III. God, in his ordinary providence, maketh use of means, yet is free to work without, above, and against them, at his pleasure.
IV. The almighty power, unsearchable wisdom, and infinite goodness of God, so far manifest themselves in his providence, that it extendeth itself even to the first Fall, and all other sins of angels and men, and that not by a bare permission, but such as hath joined with it a most wise and powerful bounding, and otherwise ordering and governing of them, in a manifold dispensation, to his own holy ends; yet so, as the sinfulness thereof proceedeth only from the creature, and not from God; who being most holy and righteous, neither is nor can be the author or approver of sin.

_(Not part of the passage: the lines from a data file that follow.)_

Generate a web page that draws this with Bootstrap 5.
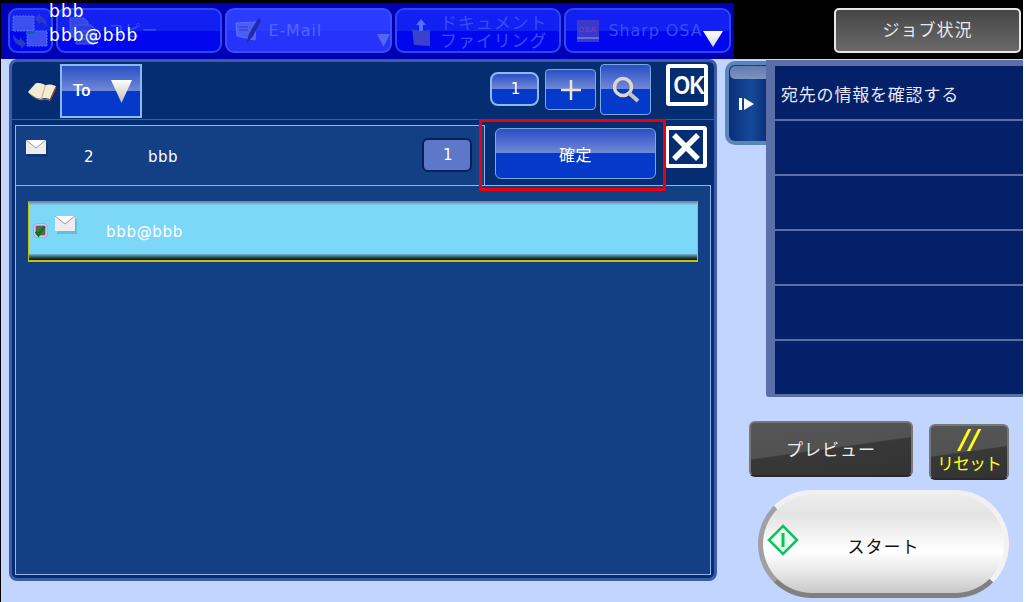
<!DOCTYPE html>
<html lang="ja">
<head>
<meta charset="utf-8">
<title>宛先の情報を確認する</title>
<link href="https://cdn.jsdelivr.net/npm/bootstrap@5.3.0/dist/css/bootstrap.min.css" rel="stylesheet">
<style>
html,body{margin:0;width:1026px;height:602px;overflow:hidden;background:#fff}
body{font-family:"DejaVu Sans","Noto Sans CJK JP",sans-serif;color:#fff}
.screen{width:1023px;height:602px;background:#c1d5ff;border-left:1px solid #000;position:relative;overflow:hidden}
.topbar{height:59px;background:#000;padding-top:3px}
.tabs{width:733px;height:56px;background:#0000b4;padding:5px 3px 0 7px;gap:3px}
.tabbtn{height:45px;border:2px solid #2d49f2;border-radius:9px;background:linear-gradient(#1220f2 0,#1220f2 50%,#0006ee 51%,#0006ee 100%);color:#3b4cff;font-size:16px;letter-spacing:.9px;line-height:18px;position:relative}
.tabbtn.sync{width:45px}
.tabbtn.wide{width:167px}
.tabbtn.lit{background:linear-gradient(#2c3cff 0,#2c3cff 50%,#2634fb 51%,#2634fb 100%);color:#5565ff;border-color:#3a50f5}
.tabicon{flex:none}
.docname{font-size:17px;padding-top:2px}
.tri{position:absolute;right:6px;bottom:4px}
.tri.dim{right:0}
.overlaytext{position:absolute;left:48px;top:-1px;font-size:17px;line-height:24px;letter-spacing:1.1px;z-index:5;white-space:nowrap}
.jobbtn{width:187px;height:45px;margin:5px 0 0 100px;border:2px solid #e8e8e8;border-radius:5px;background:linear-gradient(#464646,#696969);font-size:17px;letter-spacing:1px;color:#e8e8e8}
.mainpanel{width:708px;height:522px;margin:0 0 0 8px;background:#052e72;border:3px solid #3c5cab;border-radius:8px;padding:0}
.toolrow{height:57px;padding:2px 6px 0 15px}
.gloss{background:linear-gradient(#2a4fc4 0,#7088d8 49%,#0439c9 50%,#0439c9 100%);border:1px solid #7da8e8;color:#fff}
.todrop{width:82px;height:54px;border:2px solid #8db8f0;margin-left:3px;font-size:15px;padding-left:11px;letter-spacing:1.500px;text-shadow:.4px 0 0 #fff}
.countbtn{width:49px;height:34px;border-radius:8px;border:2px solid #8db8f0;font-size:15px;margin-right:6px;padding-left:2px}
.plusbtn{width:51px;height:41px;border-radius:4px;margin-right:4px}
.searchbtn{width:51px;height:51px;border-radius:4px;margin-right:15px}
.blackbox{width:42px;height:42px;background:#fff;border-radius:3px;padding:4px;flex:none}
.blackbox>div{width:100%;height:100%;background:#052e72}
.okmark{font-family:"Liberation Sans",sans-serif;font-weight:700;font-size:26px;line-height:34px;overflow:hidden}
.okmark span{display:inline-block;transform:scaleX(.82);letter-spacing:-.5px}
.section{border-top:1px solid #3c5cab;padding:5px 4px 3px 3px;height:462px}
.headrow{height:60px}
.infobox{width:470px;height:60px;background:#134085;border:1px solid #8fb4f0;border-bottom:0;font-size:15px;position:relative;letter-spacing:.5px}
.infoenv{position:absolute;left:10px;top:14px}
.infonum{position:absolute;left:68px;top:20px}
.infoname{position:absolute;left:132px;top:20px}
.qty{position:absolute;left:406px;top:12px;width:50px;height:34px;background:#5d78c8;border:2px solid #071f5c;border-radius:6px;font-size:15px;padding-left:2px}
.confirmbtn{width:161px;height:51px;margin:3px 9px 0 10px;border-radius:6px;font-size:16px;letter-spacing:.6px;padding-top:1px;font-family:"Noto Sans CJK JP",sans-serif}
.xbtn{margin-top:1px}
.bodybox{height:390px;width:696px;background:#134085;border:1px solid #8fb4f0;padding:15px 12px}
.selrow{height:61px;width:670px;background:#7dd8f7;border:1px solid #c4c400;border-top-color:#8f8f20;border-bottom-width:2px;position:relative;font-size:15px;letter-spacing:.7px}
.selrow::before{content:"";position:absolute;left:0;right:0;top:0;height:3px;background:linear-gradient(#7b86a8,#7dd8f7)}
.selrow::after{content:"";position:absolute;left:0;right:0;bottom:0;height:6px;background:linear-gradient(#6cb8d0,#20343c 70%,#0a1014)}
.selcheck{position:absolute;left:4px;top:21px}
.selenv{position:absolute;left:26px;top:14px}
.seltext{position:absolute;left:77px;top:19px}
.redmark{position:absolute;left:478px;top:119px;width:187px;height:72px;border:3px solid #e8000c;z-index:4}
.sidecol{width:298px;margin-left:8px}
.sidetop{height:338px;margin-top:1px}
.sidetab{width:41px;height:84px;margin-top:1px;background:linear-gradient(90deg,#0a2f78,#154a9a 60%,#0d3078);border:4px solid #5a85b8;border-right:0;border-radius:10px 0 0 10px;position:relative;flex:none}
.sidetab::before{content:"";position:absolute;left:1px;right:0;top:1px;height:13px;background:linear-gradient(#5f7bb0,#7f95c0);border-radius:5px 0 0 5px}
.sidelist{width:257px;height:337px;background:#5a6fa8;padding:6px 0 3px 9px;gap:2px;border-bottom-left-radius:3px}
.sideitem{height:53px;background:#042068;font-size:17px;line-height:55px;padding-left:6px;font-family:"Noto Sans CJK JP","DejaVu Sans",sans-serif;letter-spacing:.8px;color:#e8e8f4}
.btnrow{margin:23px 0 0 24px;align-items:flex-start}
.darkbtn{background:linear-gradient(172deg,#555 0,#525252 48%,#383838 50%,#333 100%);border:2px solid #777;border-bottom-color:#2a2a2a;border-radius:6px;color:#eee;font-family:"Noto Sans CJK JP",sans-serif}
.previewbtn{width:164px;height:56px;font-size:17px;letter-spacing:1px}
.resetbtn{width:80px;height:56px;margin:3px 0 0 16px;color:#ffff14;font-size:17px;line-height:20px;letter-spacing:-1px}
.slashes{font-family:"DejaVu Sans",sans-serif;font-style:italic;font-size:27px;line-height:27px;height:27px;letter-spacing:1px;text-shadow:.6px 0 0 #ffff14}
.startbtn{width:251px;height:108px;margin:10px 0 0 33px;border-radius:54px;background:linear-gradient(#ececec 0,#e4e4e4 20%,#fff 58%,#e6e6e6 80%,#c8c8c8 100%);border:5px solid;border-color:#f0f0f0 #f2f2f2 #808080 #a0a0a0;color:#111;font-size:17px;letter-spacing:1px;padding-top:4px;position:relative;font-family:"Noto Sans CJK JP",sans-serif}
.startmark{position:absolute;left:4px;top:29px}
</style>
</head>
<body>
<div class="screen">
  <div class="overlaytext">bbb<br>bbb@bbb</div>
  <div class="topbar d-flex">
    <div class="tabs d-flex">
      <div class="tabbtn sync d-flex align-items-center justify-content-center">
        <svg width="37" height="37" viewBox="0 0 37 37"><rect x="1" y="4" width="21" height="15" fill="#3d50ef" stroke="#5a70f8" stroke-dasharray="2 1"/><rect x="15" y="19" width="20" height="15" fill="#3d50ef" stroke="#5a70f8" stroke-dasharray="2 1"/><path d="M14 19h9v3h-9z" fill="#0f5fa8"/><path d="M23 6l5-5 0 3c5 1 7 6 7 12-2-4-4-6-7-6v3z" fill="#2a3cc0"/><path d="M14 32l-5 5 0-3C4 33 1 28 1 22c2 4 4 6 7 6v-3z" fill="#2a3cc0"/></svg>
      </div>
      <div class="tabbtn wide d-flex align-items-center ps-2">
        <svg class="tabicon" width="34" height="32" viewBox="0 0 34 32"><path d="M4 3h14l4 4v15H4z" fill="#3346e6" stroke="#4358f0"/><path d="M10 10h15l4 4v15H10z" fill="#2d3fd8" stroke="#4358f0"/><path d="M13 16h12M13 20h12M13 24h12" stroke="#4f62f2"/></svg>
        <span class="ms-2">コピー</span>
      </div>
      <div class="tabbtn wide lit d-flex align-items-center ps-2">
        <svg class="tabicon" width="30" height="30" viewBox="0 0 30 30"><path d="M1 7l20-1-1 18-18-4z" fill="#4a5ef0" stroke="#5a70f8"/><path d="M4 11h9M4 14h9" stroke="#2c3cc8"/><path d="M11 28l3-10 8-14c2-3 4-2 4 1l-8 15z" fill="#1e2caa"/></svg>
        <span style="margin-left:3px">E-Mail</span>
        <svg class="tri dim" width="13" height="13" viewBox="0 0 13 13"><path d="M0 0h13L6.500 13z" fill="#5566ee"/></svg>
      </div>
      <div class="tabbtn wide d-flex align-items-center" style="padding-left:13px">
        <svg class="tabicon" width="22" height="30" viewBox="0 0 22 30"><path d="M6 9l5-6 5 6h-3v6H9V9z" fill="#5470f8"/><path d="M2 13l7 2 11-1v16l-16-1z" fill="#3a42cc"/></svg>
        <div class="flex-grow-1 text-center docname pe-1">ドキュメント<br>ファイリング</div>
      </div>
      <div class="tabbtn wide d-flex align-items-center" style="padding-left:11px">
        <svg class="tabicon" width="22" height="22" viewBox="0 0 22 22"><rect width="22" height="22" fill="#3a3ac8"/><rect y="17" width="22" height="2" fill="#6a6ae0"/><text x="1.500" y="12" font-family="Liberation Sans" font-size="7" fill="#a030c0">OSA</text></svg>
        <span style="margin-left:9px">Sharp OSA</span>
        <svg class="tri" width="20" height="16" viewBox="0 0 20 16"><defs><linearGradient id="gt" x1="0" x2="0" y1="0" y2="1"><stop offset="0" stop-color="#fff"/><stop offset="1" stop-color="#d8d8d8"/></linearGradient></defs><path d="M0 0h20L10 16z" fill="url(#gt)"/></svg>
      </div>
    </div>
    <div class="jobbtn d-flex align-items-center justify-content-center">ジョブ状況</div>
  </div>
  <div class="d-flex">
    <div class="mainpanel">
      <div class="toolrow d-flex align-items-start">
        <svg class="mt-3" width="30" height="22" viewBox="0 0 31 22"><path d="M1 12L9 3c4-1 7 0 10 2 3-1 7-1 11 1l-6 14c-3-2-7-2-9-1-5 0-10-3-14-7z" fill="#f3ecd2"/><path d="M19 5l-4 14" stroke="#b8ab82"/><path d="M2 13c4 4 9 7 13 7 3-1 6-1 9 1" stroke="#a08c60" fill="none"/><path d="M24 20l6-13" stroke="#b04030" stroke-width="1.500"/></svg>
        <div class="gloss todrop d-flex align-items-center position-relative">To
          <svg class="position-absolute end-0 me-2" width="21" height="23" viewBox="0 0 21 23"><defs><linearGradient id="gd" x1="0" x2="0" y1="0" y2="1"><stop offset="0" stop-color="#fff"/><stop offset="1" stop-color="#bdbdb0"/></linearGradient></defs><path d="M0 0h21L10.500 23z" fill="url(#gd)"/></svg>
        </div>
        <div class="ms-auto d-flex align-items-start">
          <div class="gloss countbtn d-flex align-items-center justify-content-center mt-2">1</div>
          <div class="gloss plusbtn d-flex align-items-center justify-content-center" style="margin-top:5px">
            <svg width="20" height="20" viewBox="0 0 20 20"><path d="M10 0v20M0 10h20" stroke="#e8e4d8" stroke-width="2.500"/></svg>
          </div>
          <div class="gloss searchbtn d-flex align-items-center justify-content-center">
            <svg width="28" height="28" viewBox="0 0 28 28"><circle cx="11" cy="11" r="8.500" fill="none" stroke="#ddd8c8" stroke-width="3.500"/><path d="M17 17l9 8" stroke="#c8c4b4" stroke-width="4"/></svg>
          </div>
          <div class="blackbox"><div class="okmark text-center"><span>OK</span></div></div>
        </div>
      </div>
      <div class="section">
        <div class="headrow d-flex">
          <div class="infobox">
            <svg class="infoenv" width="22" height="17" viewBox="0 0 22 17"><rect x="2" y="3" width="20" height="14" fill="#0a2450" opacity=".4"/><rect width="20" height="14" fill="#ececec"/><path d="M0 0l10 8 10-8" fill="#fff" stroke="#999"/></svg>
            <span class="infonum">2</span><span class="infoname">bbb</span>
            <div class="qty d-flex align-items-center justify-content-center">1</div>
          </div>
          <div class="gloss confirmbtn d-flex align-items-center justify-content-center">確定</div>
          <div class="blackbox xbtn">
            <div class="d-flex align-items-center justify-content-center"><svg width="30" height="30" viewBox="0 0 30 30"><path d="M3 3l24 24M27 3L3 27" stroke="#fff" stroke-width="5.500"/></svg></div>
          </div>
        </div>
        <div class="bodybox">
          <div class="selrow">
            <svg class="selcheck" width="15" height="15" viewBox="0 0 15 15"><rect x=".8" y=".8" width="13.400" height="13.400" rx="3" fill="#eef0fb" stroke="#a8a8f0" stroke-width="1.500"/><rect x="2.500" y="2.500" width="10" height="10" rx="1" fill="#5a665a"/><path d="M3 8.500l2.500 3.500L11.500 3.500" stroke="#0c7a14" stroke-width="3" fill="none"/></svg>
            <svg class="selenv" width="22" height="18" viewBox="0 0 22 18"><rect x="2" y="3" width="20" height="15" fill="#3a8cab" opacity=".35"/><rect width="20" height="15" fill="#ececec"/><path d="M0 0l10 8 10-8" fill="#fff" stroke="#999"/></svg>
            <span class="seltext">bbb@bbb</span>
          </div>
        </div>
      </div>
    </div>
    <div class="sidecol">
      <div class="sidetop d-flex">
        <div class="sidetab d-flex align-items-center justify-content-center">
          <svg width="15" height="12" viewBox="0 0 15 12" style="margin:2px 3px 0 0"><path d="M0 0h3v12H0zM5 0l10 6-10 6z" fill="#fff"/></svg>
        </div>
        <div class="sidelist d-flex flex-column">
          <div class="sideitem">宛先の情報を確認する</div>
          <div class="sideitem"></div>
          <div class="sideitem"></div>
          <div class="sideitem"></div>
          <div class="sideitem"></div>
          <div class="sideitem"></div>
        </div>
      </div>
      <div class="btnrow d-flex">
        <div class="darkbtn previewbtn d-flex align-items-center justify-content-center">プレビュー</div>
        <div class="darkbtn resetbtn text-center">
          <div class="slashes">//</div>リセット
        </div>
      </div>
      <div class="startbtn d-flex align-items-center justify-content-center">
        <svg class="startmark" width="32" height="32" viewBox="0 0 32 32"><path d="M16 2l14 14-14 14L2 16z" fill="#e8fff0" stroke="#10c060" stroke-width="2.500"/><path d="M16 9v14" stroke="#10c060" stroke-width="3"/></svg>
        スタート
      </div>
    </div>
  </div>
  <div class="redmark"></div>
</div>
<script src="https://cdn.jsdelivr.net/npm/bootstrap@5.3.0/dist/js/bootstrap.bundle.min.js"></script>
</body>
</html>
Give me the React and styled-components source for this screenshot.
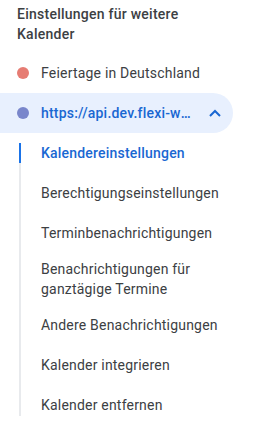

V. The most wise, righteous, and gracious God, doth oftentimes leave for a season his own children to manifold temptations and the corruption of their own hearts, to chastise them for their former sins, or to discover unto them the hidden strength of corruption and deceitfulness of their hearts, that they may be humbled; and to raise them to a more close and constant dependence for their support upon himself, and to make them more watchful against all future occasions of sin, and for sundry other just and holy ends.
VI. As for those wicked and ungodly men whom God, as a righteous judge, for former sins, doth blind and harden; from them he not only withholdeth his grace, whereby they might have been enlightened in their understandings, and wrought upon their hearts; but sometimes also withdraweth the gifts which they had; and exposeth them to such objects as their corruption makes occasion of sin; and withal, gives them over to their own lusts, the temptations of the world, and the power of Satan; whereby it comes to pass that they harden themselves, even under those means which God useth for the softening of others.
VII. As the providence of God doth, in general, reach to all creatures, so, after a most special manner, it taketh care of his Church, and disposeth all things to the good thereof.